Politics is the other area where Dave was exceptional. Most talk show hosts were very easy on their political guests, with totally soft questions. Dave asked also about the serious issues, but of course still in a light, talk-show manner. He clearly knew what was going on and wanted the politicians to be honest and open up a bit. Then by the time of John McCain and Sarah Palin's run against Barack Obama in 2008, McCain made that fatal error of cancelling on Dave out of a promised and already publicized visit. That turned into a recurring and funny bit of Dave skewering McCain for being afraid to come on his show. Eventually he did and apologized. But things like, Dave said Mitt Romney is so good looking, he is like the picture that comes with the picture frame. And now, after Dave retired, he came back to visit his good friends Steve Martin and Martin Short on a live stage performance as an unannounced guest, to deliver one more Top 10 list.. this because Donald Trump had joined the Republican race for President and is obviously, irresistatble comic material. So one of the typical Letterman jokes within that Top 10 list referred to Steve Martin's and Martin Short's movie with Chevy Chase, called The Three Amigos. After Trump insulted the Mexicans, Dave said Trump now has No Amigos, to huge laughs and applause of the audience that had paid to come and be entertained by obviously Steve and Martin. And that brief visit, exactly like Johnny Carson's brief visits to Dave's show two decades earlier, reminded us very briefly, how incredibly funny he was, and how much we miss him.
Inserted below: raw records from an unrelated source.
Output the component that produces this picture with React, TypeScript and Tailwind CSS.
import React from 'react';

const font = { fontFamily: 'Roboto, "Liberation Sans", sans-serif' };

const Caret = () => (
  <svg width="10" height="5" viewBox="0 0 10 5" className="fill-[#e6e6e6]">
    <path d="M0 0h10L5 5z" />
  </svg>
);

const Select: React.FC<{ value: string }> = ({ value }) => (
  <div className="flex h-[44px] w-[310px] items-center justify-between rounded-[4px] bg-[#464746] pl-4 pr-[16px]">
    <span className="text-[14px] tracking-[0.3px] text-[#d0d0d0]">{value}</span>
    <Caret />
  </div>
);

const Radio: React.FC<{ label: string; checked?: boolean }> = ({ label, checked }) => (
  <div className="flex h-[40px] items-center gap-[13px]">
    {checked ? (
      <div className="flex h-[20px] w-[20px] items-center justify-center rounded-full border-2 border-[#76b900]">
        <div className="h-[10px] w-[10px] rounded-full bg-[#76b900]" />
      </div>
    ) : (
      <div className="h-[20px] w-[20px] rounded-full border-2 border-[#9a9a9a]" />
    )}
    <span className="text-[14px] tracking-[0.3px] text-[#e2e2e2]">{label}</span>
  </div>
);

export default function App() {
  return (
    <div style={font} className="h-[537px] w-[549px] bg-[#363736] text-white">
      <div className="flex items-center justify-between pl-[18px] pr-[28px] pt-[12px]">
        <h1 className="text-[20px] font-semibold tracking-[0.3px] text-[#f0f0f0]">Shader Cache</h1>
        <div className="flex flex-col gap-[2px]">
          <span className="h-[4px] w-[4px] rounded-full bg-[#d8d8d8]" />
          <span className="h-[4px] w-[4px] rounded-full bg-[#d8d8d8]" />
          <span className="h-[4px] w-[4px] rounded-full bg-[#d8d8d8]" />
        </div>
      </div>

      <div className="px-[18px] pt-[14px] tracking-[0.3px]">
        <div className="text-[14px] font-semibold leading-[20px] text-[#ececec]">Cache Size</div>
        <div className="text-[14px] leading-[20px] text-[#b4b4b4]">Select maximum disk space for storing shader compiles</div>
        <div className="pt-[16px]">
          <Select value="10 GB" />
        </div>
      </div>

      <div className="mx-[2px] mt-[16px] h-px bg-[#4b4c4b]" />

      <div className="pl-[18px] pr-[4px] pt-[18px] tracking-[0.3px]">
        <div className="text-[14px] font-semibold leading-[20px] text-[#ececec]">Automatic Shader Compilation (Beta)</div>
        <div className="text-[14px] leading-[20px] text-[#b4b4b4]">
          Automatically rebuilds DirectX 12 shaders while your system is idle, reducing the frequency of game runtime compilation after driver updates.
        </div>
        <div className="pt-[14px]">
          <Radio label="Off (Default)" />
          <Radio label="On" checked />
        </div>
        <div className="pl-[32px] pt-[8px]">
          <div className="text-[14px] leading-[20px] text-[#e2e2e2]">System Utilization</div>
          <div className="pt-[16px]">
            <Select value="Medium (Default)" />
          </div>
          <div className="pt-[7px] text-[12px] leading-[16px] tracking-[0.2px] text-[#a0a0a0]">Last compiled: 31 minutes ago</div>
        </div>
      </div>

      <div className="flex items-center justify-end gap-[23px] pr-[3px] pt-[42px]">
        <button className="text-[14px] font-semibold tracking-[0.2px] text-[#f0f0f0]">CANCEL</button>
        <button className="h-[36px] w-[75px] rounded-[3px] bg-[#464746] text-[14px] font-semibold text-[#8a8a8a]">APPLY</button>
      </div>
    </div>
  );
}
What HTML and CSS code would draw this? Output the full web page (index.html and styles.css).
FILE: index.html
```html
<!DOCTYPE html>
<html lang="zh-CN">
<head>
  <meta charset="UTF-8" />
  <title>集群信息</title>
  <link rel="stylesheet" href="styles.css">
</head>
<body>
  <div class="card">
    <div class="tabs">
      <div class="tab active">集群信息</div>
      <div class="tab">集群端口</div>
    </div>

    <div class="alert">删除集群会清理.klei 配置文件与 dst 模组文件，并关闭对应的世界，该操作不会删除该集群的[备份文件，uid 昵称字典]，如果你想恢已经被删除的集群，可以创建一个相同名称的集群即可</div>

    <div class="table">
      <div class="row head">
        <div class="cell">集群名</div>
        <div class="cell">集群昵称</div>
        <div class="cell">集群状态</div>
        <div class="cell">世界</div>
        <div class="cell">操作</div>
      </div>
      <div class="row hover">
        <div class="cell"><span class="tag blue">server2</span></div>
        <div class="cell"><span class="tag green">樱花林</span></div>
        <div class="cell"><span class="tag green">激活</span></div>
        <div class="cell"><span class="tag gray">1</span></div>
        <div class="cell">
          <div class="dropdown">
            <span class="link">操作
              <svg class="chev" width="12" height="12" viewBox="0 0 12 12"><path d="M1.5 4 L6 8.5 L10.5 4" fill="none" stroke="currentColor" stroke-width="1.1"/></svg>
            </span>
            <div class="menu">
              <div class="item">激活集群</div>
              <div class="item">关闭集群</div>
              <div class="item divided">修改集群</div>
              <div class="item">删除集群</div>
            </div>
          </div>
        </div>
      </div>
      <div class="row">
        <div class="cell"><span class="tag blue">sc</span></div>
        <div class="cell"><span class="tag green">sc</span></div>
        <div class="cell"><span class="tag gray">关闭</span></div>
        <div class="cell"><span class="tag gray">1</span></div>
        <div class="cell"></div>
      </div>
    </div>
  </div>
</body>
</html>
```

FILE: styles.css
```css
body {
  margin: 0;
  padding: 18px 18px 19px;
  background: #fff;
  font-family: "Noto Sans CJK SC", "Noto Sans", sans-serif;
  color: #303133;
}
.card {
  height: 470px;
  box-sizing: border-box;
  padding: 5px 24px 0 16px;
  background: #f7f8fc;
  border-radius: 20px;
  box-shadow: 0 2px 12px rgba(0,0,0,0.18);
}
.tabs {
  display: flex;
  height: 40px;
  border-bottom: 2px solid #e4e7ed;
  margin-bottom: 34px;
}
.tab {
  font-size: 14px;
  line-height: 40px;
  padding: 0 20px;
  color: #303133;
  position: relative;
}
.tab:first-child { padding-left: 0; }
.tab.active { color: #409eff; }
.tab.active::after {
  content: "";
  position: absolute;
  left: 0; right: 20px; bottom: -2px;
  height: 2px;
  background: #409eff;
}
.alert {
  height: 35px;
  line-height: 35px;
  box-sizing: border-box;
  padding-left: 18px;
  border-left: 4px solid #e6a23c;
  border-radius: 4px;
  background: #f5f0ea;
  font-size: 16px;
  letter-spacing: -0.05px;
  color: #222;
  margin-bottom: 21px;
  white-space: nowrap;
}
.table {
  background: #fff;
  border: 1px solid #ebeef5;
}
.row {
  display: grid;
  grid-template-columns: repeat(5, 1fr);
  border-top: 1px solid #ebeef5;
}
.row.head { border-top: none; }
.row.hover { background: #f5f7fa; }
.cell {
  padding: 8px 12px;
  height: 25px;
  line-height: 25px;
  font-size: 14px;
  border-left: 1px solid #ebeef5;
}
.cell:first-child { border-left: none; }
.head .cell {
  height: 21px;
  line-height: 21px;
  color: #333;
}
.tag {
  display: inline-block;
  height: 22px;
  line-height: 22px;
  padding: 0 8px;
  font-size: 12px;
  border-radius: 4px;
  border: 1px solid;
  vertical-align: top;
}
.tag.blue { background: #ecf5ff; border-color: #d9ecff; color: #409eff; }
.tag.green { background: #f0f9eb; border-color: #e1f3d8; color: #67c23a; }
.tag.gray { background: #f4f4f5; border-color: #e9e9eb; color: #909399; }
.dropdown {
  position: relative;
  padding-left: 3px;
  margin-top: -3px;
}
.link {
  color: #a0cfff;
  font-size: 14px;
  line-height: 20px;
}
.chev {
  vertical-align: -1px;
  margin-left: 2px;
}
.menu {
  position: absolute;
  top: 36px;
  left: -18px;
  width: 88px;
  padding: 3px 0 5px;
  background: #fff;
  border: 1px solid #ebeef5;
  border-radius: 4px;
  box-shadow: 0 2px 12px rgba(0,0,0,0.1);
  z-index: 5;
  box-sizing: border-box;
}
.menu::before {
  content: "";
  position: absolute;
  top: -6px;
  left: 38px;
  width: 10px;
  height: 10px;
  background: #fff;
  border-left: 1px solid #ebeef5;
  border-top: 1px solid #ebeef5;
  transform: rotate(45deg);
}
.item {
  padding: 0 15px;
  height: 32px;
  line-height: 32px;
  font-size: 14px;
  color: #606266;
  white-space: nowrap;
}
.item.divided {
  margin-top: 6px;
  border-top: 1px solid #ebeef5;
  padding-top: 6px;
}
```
So on the last day of the year when David Letterman retired from hosting the Late Show, I wanted to take a moment and one blog, to just say thanks. If laughter is the best medicine, then Dave is the biggest reason why I am still healthy today. If those who laugh hardest live longest, its thanks to Dave that I am still alive and living onwards. But yes, from watching his show most years between 1983 and 2015, the cause of more laughter for me than anything else throughout my life, was Dave. Thank you David Letterman for making my life more enjoyable. You are a genius and your show was unmatched brilliance.